The point we make is not to say that decarbonizing is easy, or that countries should implement all the government interventions listed immediately. On the contrary: one key finding is that the transition to net-zero emissions economies is a complex and difficult one, that cannot be solved by a handful of government agencies or using only one or two policy instruments. It would instead require a ‘whole-of-government’ approach, where every ministry and all levels of governments, including states and cities, play a role.
Countries wishing to decarbonize will need to do so in their own terms, starting from a diagnostic of the challenges they face, their development priorities, and what fiscal space, capacity, and political capital they can use to impulse change. In this sense, the 15 transformations we provide in the report are but a list of options that governments may consider.
There will be no one size-fits-all-solution. The Paris Agreement, which has been ratified by all IDB members, establishes the need to ground climate action on the principle of common but differentiated responsibilities and respective capabilities. Each country should thus design its own tailor-made action plan to ensure a just transition and orderly transition to a decarbonized economy that brings net benefits to its firms, households, and communities.

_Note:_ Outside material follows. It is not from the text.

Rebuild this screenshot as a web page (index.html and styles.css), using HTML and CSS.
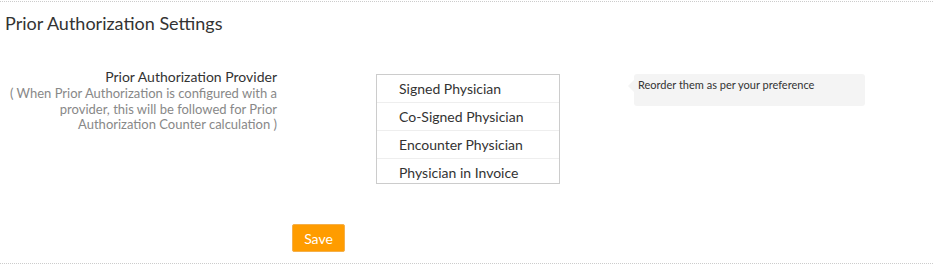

We hope you will count on the IDB as a close partner to Latin American and Caribbean countries embarking on this process. We aim to provide $24 billion in climate finance over the next four years, and in 2021 we approved nearly $4.5 billion for climate-related operations, the highest amount in our history. From the IDB, we will continue to invest, support, and put all our knowledge at the service of this vital task, as we have done in the past. With this publication, we are taking another important step toward achieving this common goal.